Sunday, 14 September 2014

To get back to business

'lo peeps!

Honestly, where does the time go? It seems all I've done recently is use the Blog for hosting pictures for the Forum's "Where in the World?" section,

Anyone would think all I do is sit at the 'pooter all day and faff about. Mostly true.

So what's been happening on the project? Well, we have been making progress of sorts up at The Manor. Slower than hoped possibly, due to my work commitments and having moved away from The Servants Quarters and into my own accommodations now, but there has been movement and much of that has involved earth.

A couple of major projects on the go right the usual maintenance, headscratching and machinery repairs.

One of the problems we have is storage. As Eco is fond of saying "all this space but nowhere to put anything". Well, we have addressed that particular issue and the last few months has been spent putting a new plan into action.

We were looking at storage space. We needed more undercover storage for machinery and tools, the Chicken Shed needed fettling badly as the winter storms battered it somewhat, and we also need more 'workspace' for things like metal fabrication, woodwork and my electronics projects. Several thoughts crossed our mind. Small wooden sheds, containers, build the shower block as a 'shell' to create a temporary store, perhaps even a tent just to get some stuff under cover. We'd done a little research and asked a few questions, but it was a chance conversation with Ifan up at Jones The Feed that set us of in a completely unexplored direction and gave us a heads up on the perfect solution.

Van bodies.

You've seen them. 7.5 tonne rigid bodied delivery lorries...usually with a roller shutter door on the back and a tail-lift. The ones that clag up the small streets in town in the morning delivering to shops and businesses. The parcel lorries....not the small DPD or Citilink Transit-sized courier vans, but something bigger than a Transit but smaller than an artic.

You may have also seen those fancy horseboxes? Not the little Nissen hut on a small trailer jobs, but the six-figure sum fancy ones that combine a horsebox for a small trotting team with a Winnibago.

This fine example is produced by a company near us in Lampeter - Tristar Horseboxes. A lovely conversion based on a 7.5 tonne van. They take the 7.5 tonne base vehicle, often a second-hand freight van, remove the rigid body and then do a custom coachwork job on the chassis to build these wonderful custom equestrian 'homes from home'.

The 'byproduct' of these conversions? Van bodies. 20ft long, 8ft wide and 8ft high. Solid floors, steel bearers, laminated wooden walls and a lightweight fibreglass roof.

That's 160 square feet of floor space....1280 cubic feet of dry storage. 

Cost? Well, a half-decent 6x4 garden shed will set you back £200. A wooden shed made to measure with the same dimensions as a van body? Not much change out of £1500 or more.

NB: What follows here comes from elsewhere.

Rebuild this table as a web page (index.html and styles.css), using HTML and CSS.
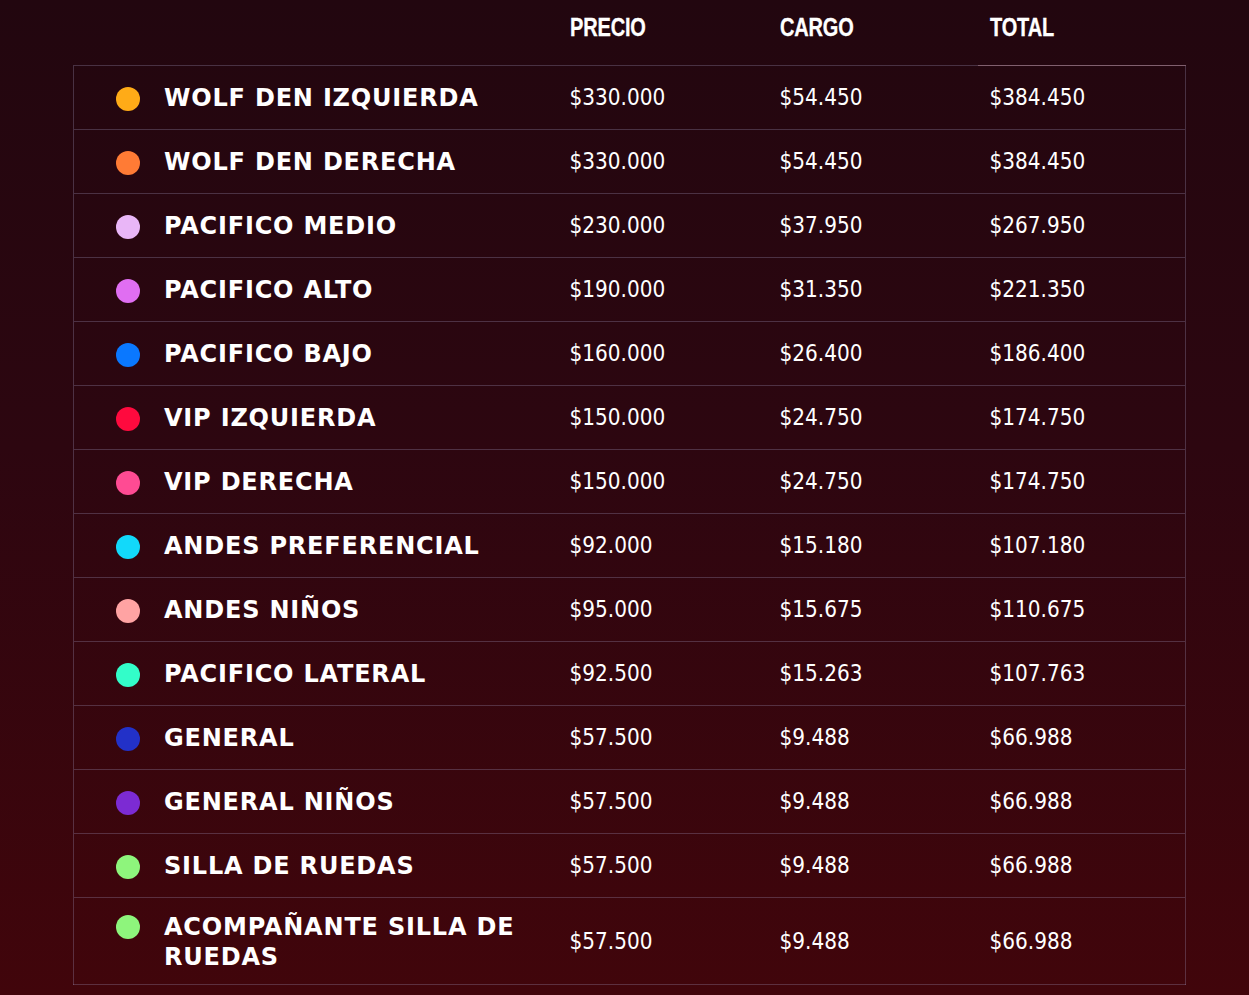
FILE: index.html
```html
<!DOCTYPE html>
<html lang="es">
<head>
<meta charset="utf-8">
<title>Precios</title>
<link rel="stylesheet" href="styles.css">
</head>
<body>
<div class="wrap">
<table class="prices">
<thead>
<tr><th class="c-name"></th><th><span class="hd">PRECIO</span></th><th><span class="hd">CARGO</span></th><th class="c-total"><span class="hd">TOTAL</span></th></tr>
</thead>
<tbody>
<tr><td class="c-name"><span class="dot d1"></span><span class="nm">WOLF DEN IZQUIERDA</span></td><td>$330.000</td><td>$54.450</td><td>$384.450</td></tr>
<tr><td class="c-name"><span class="dot d2"></span><span class="nm">WOLF DEN DERECHA</span></td><td>$330.000</td><td>$54.450</td><td>$384.450</td></tr>
<tr><td class="c-name"><span class="dot d3"></span><span class="nm">PACIFICO MEDIO</span></td><td>$230.000</td><td>$37.950</td><td>$267.950</td></tr>
<tr><td class="c-name"><span class="dot d4"></span><span class="nm">PACIFICO ALTO</span></td><td>$190.000</td><td>$31.350</td><td>$221.350</td></tr>
<tr><td class="c-name"><span class="dot d5"></span><span class="nm">PACIFICO BAJO</span></td><td>$160.000</td><td>$26.400</td><td>$186.400</td></tr>
<tr><td class="c-name"><span class="dot d6"></span><span class="nm">VIP IZQUIERDA</span></td><td>$150.000</td><td>$24.750</td><td>$174.750</td></tr>
<tr><td class="c-name"><span class="dot d7"></span><span class="nm">VIP DERECHA</span></td><td>$150.000</td><td>$24.750</td><td>$174.750</td></tr>
<tr><td class="c-name"><span class="dot d8"></span><span class="nm">ANDES PREFERENCIAL</span></td><td>$92.000</td><td>$15.180</td><td>$107.180</td></tr>
<tr><td class="c-name"><span class="dot d9"></span><span class="nm">ANDES NIÑOS</span></td><td>$95.000</td><td>$15.675</td><td>$110.675</td></tr>
<tr><td class="c-name"><span class="dot d10"></span><span class="nm">PACIFICO LATERAL</span></td><td>$92.500</td><td>$15.263</td><td>$107.763</td></tr>
<tr><td class="c-name"><span class="dot d11"></span><span class="nm">GENERAL</span></td><td>$57.500</td><td>$9.488</td><td>$66.988</td></tr>
<tr><td class="c-name"><span class="dot d12"></span><span class="nm">GENERAL NIÑOS</span></td><td>$57.500</td><td>$9.488</td><td>$66.988</td></tr>
<tr><td class="c-name"><span class="dot d13"></span><span class="nm">SILLA DE RUEDAS</span></td><td>$57.500</td><td>$9.488</td><td>$66.988</td></tr>
<tr class="tall"><td class="c-name"><span class="dot d13"></span><span class="nm">ACOMPAÑANTE SILLA DE RUEDAS</span></td><td>$57.500</td><td>$9.488</td><td>$66.988</td></tr>
</tbody>
</table>
</div>
</body>
</html>
```

FILE: styles.css
```css
html, body {
  margin: 0;
  padding: 0;
}
body {
  min-height: 995px;
  background: linear-gradient(180deg, #22060f 0%, #2d0610 45%, #41050b 100%);
  color: #ffffff;
  font-family: "DejaVu Sans", sans-serif;
}
.wrap {
  padding: 0 63px 0 73px;
}
.prices {
  width: 1113px;
  border-collapse: collapse;
  table-layout: fixed;
}
.prices th, .prices td {
  text-align: left;
  padding: 0 0 0 12px;
}
.prices th {
  height: 65px;
  vertical-align: middle;
  padding-bottom: 10px;
  box-sizing: border-box;
}
.hd {
  display: inline-block;
  font-family: "Liberation Sans", sans-serif;
  font-weight: 700;
  font-size: 25px;
  transform: scaleX(0.8);
  transform-origin: left center;
  letter-spacing: -0.2px;
  -webkit-text-stroke: 0.3px #ffffff;
}
.prices th.c-name {
  width: 484px;
}
.prices th:nth-child(2), .prices th:nth-child(3) {
  width: 210px;
}
.prices th.c-total {
  border-bottom: 1px solid rgba(205, 170, 190, 0.55);
}
.prices tbody tr {
  height: 64px;
  border-top: 1px solid rgba(160, 150, 190, 0.3);
}
.prices tbody {
  border: 1px solid rgba(160, 150, 190, 0.3);
}
.prices td {
  font-size: 22.3px;
  font-stretch: condensed;
  vertical-align: middle;
}
.prices td.c-name {
  padding-left: 42px;
  font-stretch: normal;
}
td.c-name {
  display: flex;
  align-items: center;
  gap: 24px;
  height: 63px;
}
.nm {
  font-weight: 700;
  font-size: 24px;
  letter-spacing: 0.8px;
  line-height: 30px;
  padding-top: 1px;
}
.dot {
  flex: none;
  width: 24px;
  height: 24px;
  border-radius: 50%;
  margin-top: 3px;
}
.tall td.c-name {
  height: 86px;
  align-items: flex-start;
  padding-top: 13px;
  box-sizing: border-box;
}
.tall .dot { margin-top: 4px; }
.d1 { background: #ffab17; }
.d2 { background: #ff7b35; }
.d3 { background: #e9b6f7; }
.d4 { background: #e06ef2; }
.d5 { background: #0a78ff; }
.d6 { background: #ff0a3e; }
.d7 { background: #ff4b93; }
.d8 { background: #12d9fa; }
.d9 { background: #ffa3a3; }
.d10 { background: #33fdc9; }
.d11 { background: #2231c8; }
.d12 { background: #7c2bd3; }
.d13 { background: #8ef57c; }
```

Four van bodies, delivered to site courtesy of Tristar...around £1700, or £425 per 'shed'.

They all need a little work. Some more than others. But have tools, willpower and determination...can fettle!

Two blue Nightfreight units. A little attention to the upper corners where they have been bashed on low bridges or overhanging rooves, minor repairs to the roller-shutter door on one and a complete strip out of the roller-shutter door on the other one. One storage unit for random gubbins and equipment and one potential site office, electronics workshop and accommodation for yours truly.

Two white bodies, one signwritten with a haulage company and one plain. The metalwork shop and the woodwork shop.

We had some fun and games with one of them, removing the remains of the hydraulic tail lift assembly. Much sweating and struggling with angle grinders, drills and hammers. We had some fun and games with all four of them, trying to balance them on extension forks on the tractor and juggle them around the goat-field! Not easy and some moments of serious ring-twitching for both of us, but they are now ready to locate in their permanent position in the lower end of the goat field. Once installed, we can fit them out, hook up power and lighting, run phone lines and internet down to the office and begin to get our construction and infrastructure projects on the go. Once they are finished and in situ, the rest of the goat field can be mown and levelled ready for erection of the wood-drying and humanure fermenting polytunnel.

Photos to follow in due course, but we've scraped the foundations, laid out the site and begun concreting the bearer blocks into place. Within a month we hope to have the bodies all set up and ready for fit-out. I just have the small matter of Portishead Mk2 getting in the way between now and Christmas.